陶芸家ハー・ティ・ビン氏(Dương Đình Tường撮影) |
クアンビン陶磁器有限会社の社長である陶芸家ハー・ティ・ビン氏は次のように明らかにしました。
(テープ)
「バッチャン陶器村の製品が国内外の観光客から好まれたことに嬉しく思っています。来訪者は、バッチャン陶器村の由来に耳を傾けたり、陶器製品の真髄を鑑賞したり、郷土料理を味わったりすることが出来ます。私たちは、来訪者のニーズに対応する可能性があります」
一方、シルク村「バンフック」は、国内外の観光客にとって有名な観光地として知られています。現在、この村の行政当局は若い世代にシルク織りを伝えることを重要な任務と位置付けています。
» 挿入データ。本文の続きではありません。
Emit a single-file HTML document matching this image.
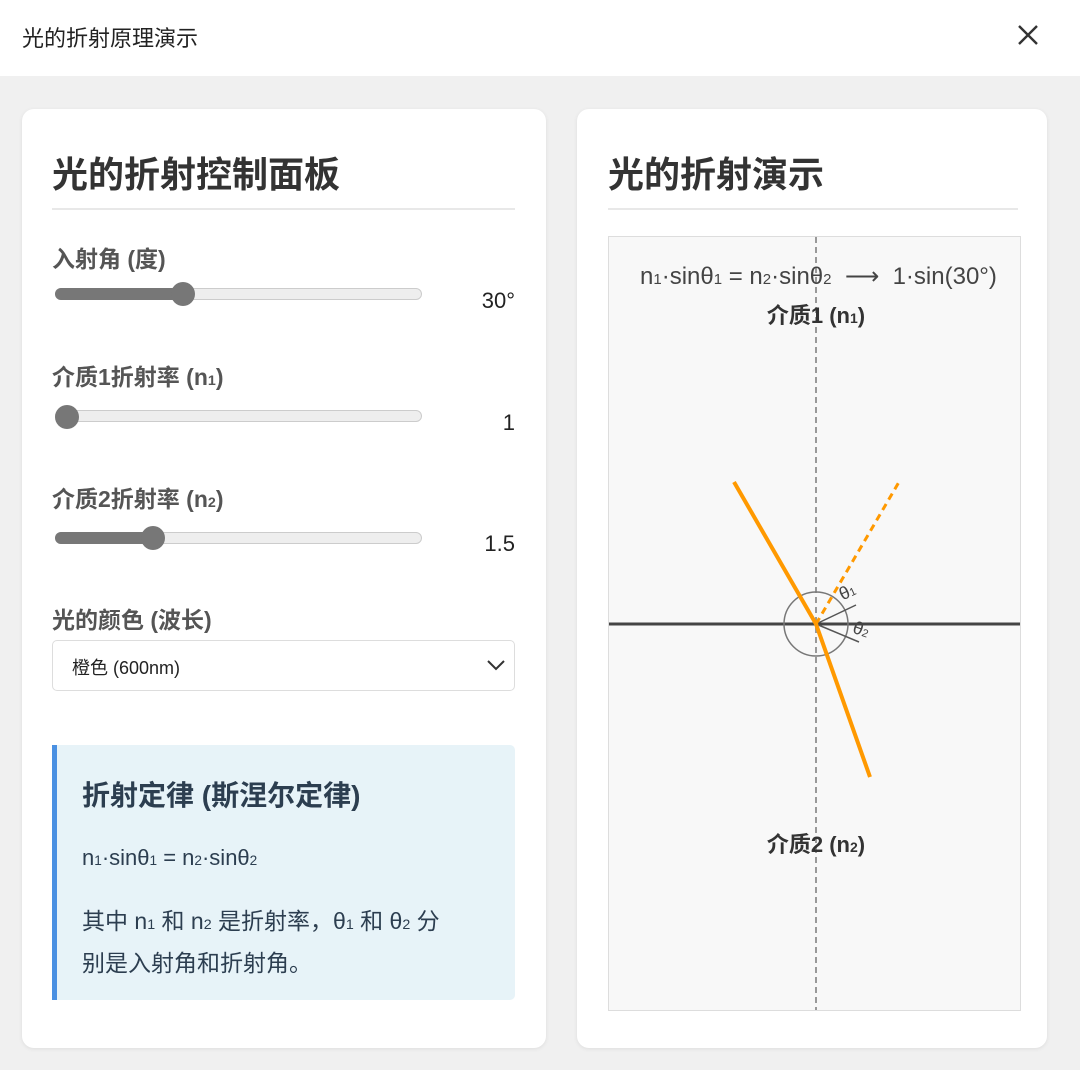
<!DOCTYPE html>
<html><head><meta charset="utf-8"><style>
*{margin:0;padding:0;box-sizing:border-box}
body{width:1080px;height:1070px;background:#f0f0f0;font-family:"Liberation Sans","Noto Sans CJK SC",sans-serif;position:relative;overflow:hidden;color:#333}
.a{position:absolute;white-space:nowrap}
.s{font-size:0.62em}
.top{left:0;top:0;width:1080px;height:76px;background:#fff}
.card{background:#fff;border-radius:12px;box-shadow:0 1px 4px rgba(0,0,0,.08)}
h2{font-size:36px;font-weight:bold;color:#333}
.lab{font-size:23px;font-weight:bold;color:#555}
.track{height:12px;border-radius:6px;background:#eee;border:1px solid #ccc}
.fill{height:12px;border-radius:6px;background:#777}
.thumb{width:24px;height:24px;border-radius:50%;background:#777}
.val{font-size:22px;color:#222;text-align:right;width:80px}
</style></head><body>
<div class="a top"></div>
<div class="a" style="left:22px;top:21px;font-size:22px;color:#222">光的折射原理演示</div>
<svg class="a" style="left:1016px;top:23px" width="24" height="24"><path d="M3 3L21 21M21 3L3 21" stroke="#333" stroke-width="2.4"/></svg>

<div class="a card" style="left:22px;top:109px;width:524px;height:939px"></div>
<h2 class="a" style="left:52px;top:146px">光的折射控制面板</h2>
<div class="a" style="left:52px;top:208px;width:463px;height:2px;background:#e8e8e8"></div>

<div class="a lab" style="left:52px;top:240px">入射角 (度)</div>
<div class="a track" style="left:55px;top:288px;width:367px"></div>
<div class="a fill" style="left:55px;top:288px;width:130px"></div>
<div class="a thumb" style="left:171px;top:282px"></div>
<div class="a val" style="left:435px;top:288px">30°</div>

<div class="a lab" style="left:52px;top:358px">介质1折射率 (n<span class="s">1</span>)</div>
<div class="a track" style="left:55px;top:410px;width:367px"></div>
<div class="a thumb" style="left:55px;top:405px"></div>
<div class="a val" style="left:435px;top:410px">1</div>

<div class="a lab" style="left:52px;top:480px">介质2折射率 (n<span class="s">2</span>)</div>
<div class="a track" style="left:55px;top:532px;width:367px"></div>
<div class="a fill" style="left:55px;top:532px;width:98px"></div>
<div class="a thumb" style="left:141px;top:526px"></div>
<div class="a val" style="left:435px;top:531px">1.5</div>

<div class="a lab" style="left:52px;top:601px">光的颜色 (波长)</div>
<div class="a" style="left:52px;top:640px;width:463px;height:51px;border:1px solid #ddd;border-radius:5px;background:#fff"></div>
<div class="a" style="left:72px;top:654px;font-size:18px;color:#222">橙色 (600nm)</div>
<svg class="a" style="left:486px;top:658px" width="20" height="14"><path d="M2 3L10 11L18 3" stroke="#333" stroke-width="2" fill="none"/></svg>

<div class="a" style="left:52px;top:745px;width:463px;height:255px;background:#e7f3f8;border-left:5px solid #4a90e2;border-radius:0 5px 5px 0"></div>
<div class="a" style="left:82px;top:774px;font-size:28px;font-weight:bold;color:#2c3e50">折射定律 (斯涅尔定律)</div>
<div class="a" style="left:82px;top:845px;font-size:22px;color:#2c3e50">n<span class="s">1</span>·sinθ<span class="s">1</span> = n<span class="s">2</span>·sinθ<span class="s">2</span></div>
<div class="a" style="left:82px;top:902px;width:380px;white-space:normal;font-size:23px;line-height:38px;color:#2c3e50">其中 n<span class="s">1</span> 和 n<span class="s">2</span> 是折射率，θ<span class="s">1</span> 和 θ<span class="s">2</span> 分别是入射角和折射角。</div>

<div class="a card" style="left:577px;top:109px;width:470px;height:939px"></div>
<h2 class="a" style="left:608px;top:146px">光的折射演示</h2>
<div class="a" style="left:608px;top:208px;width:410px;height:2px;background:#e8e8e8"></div>

<div class="a" style="left:608px;top:236px;width:413px;height:775px;background:#f8f8f8;border:1px solid #ddd;overflow:hidden">
<svg width="413" height="775" style="position:absolute;left:0;top:0" font-family="Liberation Sans,Noto Sans CJK SC,sans-serif">
<line x1="207" y1="0" x2="207" y2="775" stroke="#999" stroke-width="2" stroke-dasharray="6,4"/>
<line x1="0" y1="387" x2="413" y2="387" stroke="#444" stroke-width="3"/>
<circle cx="207" cy="387" r="32" fill="none" stroke="#777" stroke-width="1.5"/>
<line x1="207" y1="387" x2="247" y2="368" stroke="#555" stroke-width="1.5"/>
<line x1="207" y1="387" x2="250" y2="405" stroke="#555" stroke-width="1.5"/>
<line x1="125" y1="245" x2="207" y2="387" stroke="#f90" stroke-width="4"/>
<line x1="207" y1="387" x2="290" y2="245" stroke="#f90" stroke-width="3" stroke-dasharray="7,5"/>
<line x1="207" y1="387" x2="261" y2="540" stroke="#f90" stroke-width="4"/>
<text x="230" y="360" font-size="18" fill="#444" transform="rotate(-25 240 354)">θ<tspan font-size="11">1</tspan></text>
<text x="244" y="399" font-size="18" fill="#444" transform="rotate(20 254 393)">θ<tspan font-size="11">2</tspan></text>
<text x="31" y="47" font-size="24" fill="#444" xml:space="preserve">n<tspan font-size="15">1</tspan>·sinθ<tspan font-size="15">1</tspan> = n<tspan font-size="15">2</tspan>·sinθ<tspan font-size="15">2</tspan>  <tspan font-family="DejaVu Sans">⟶</tspan>  1·sin(30°)</text>
<text x="207" y="86" font-size="22" font-weight="bold" fill="#333" text-anchor="middle">介质1 (n<tspan font-size="14">1</tspan>)</text>
<text x="207" y="615" font-size="22" font-weight="bold" fill="#333" text-anchor="middle">介质2 (n<tspan font-size="14">2</tspan>)</text>
</svg></div>
</body></html>
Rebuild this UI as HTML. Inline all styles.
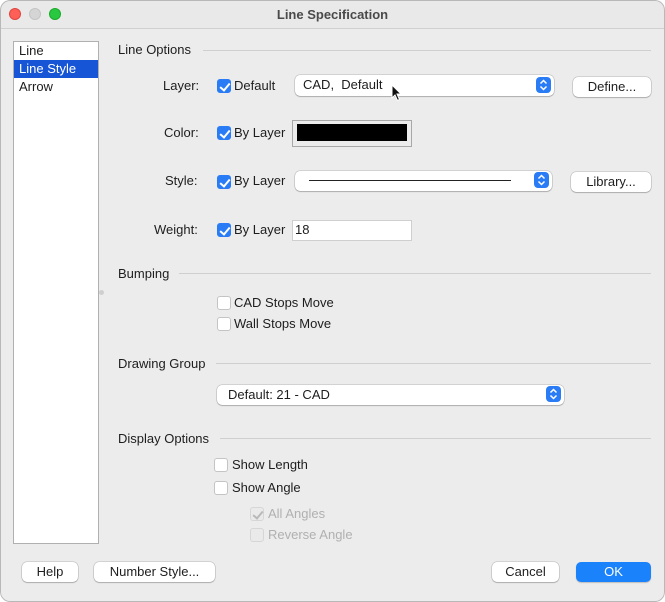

ハドン区バンフック・シルク織り村協会のファム・カック・ハー会長は次のように語っています。
(テープ)
「私たちは、若者たちにシルク織りの職業を引き継げるよう説得しました。これまでに、多くの若者は、勉強しながら、シルク織り作業にも参加しています」
そのほか、伝統工芸品の競争力向上を目指して、ハノイ市の関連機関は、常に国内外においてイベントや、コンテスト、フェスティバル、見本市を行い、伝統工芸村の製品をPRし、ベテラン職人の交流を奨励してきました。
その一方で、ハノイ市人民委員会は、2024年のハノイ市農村産業発展計画を実現しています。この計画は、伝統工芸村の持続可能な開発、伝統文化の保存、労働者の収入増加、ハノイ市全体の社会経済開発に貢献するとされています。同時に、伝統工芸村開発へのあらゆる経済セクターのリソースを活用した上で、新農村建設を実現するとともに、工業化・農業農村の近代化に沿った経済構造の転換を推進するのに役立つと期待されています。
去る5月、ハノイで、市内の伝統工芸村で活動中の企業、協同組合、経営世帯の困難解決、経営生産の推進に関する対話会議が行われました。席上、発言に立ったハノイ市人民委員会のグエン・マイン・クエン副委員長は次のように語っています。
(テープ)
「ハノイ市行政当局は、常に企業、協同組合、経営世帯とともに歩み、経営生産上の困難の解決、特に、行政手続きに関する問題点の解決、経営投資環境の改善を断固として実現する方針です。各級部門は、『政府が奉仕する。企業が貢献する。 信頼たる社会、幸せな市民』というコアバリューに基づいて、文明かつ近代的な首都圏の建設において引き続き企業、市民とともに歩んでいきます」
さらに、2050年を見据えた2024年∼2030年期のハノイ市内の伝統工芸村総合開発草案の整備が急がれています。これは、伝統工芸村の持続可能な開発を推進することが狙いです。これらの取り組みは、伝統工芸村の変化に前提を生み出すとともに、農村経済開発事業に貢献するとされています。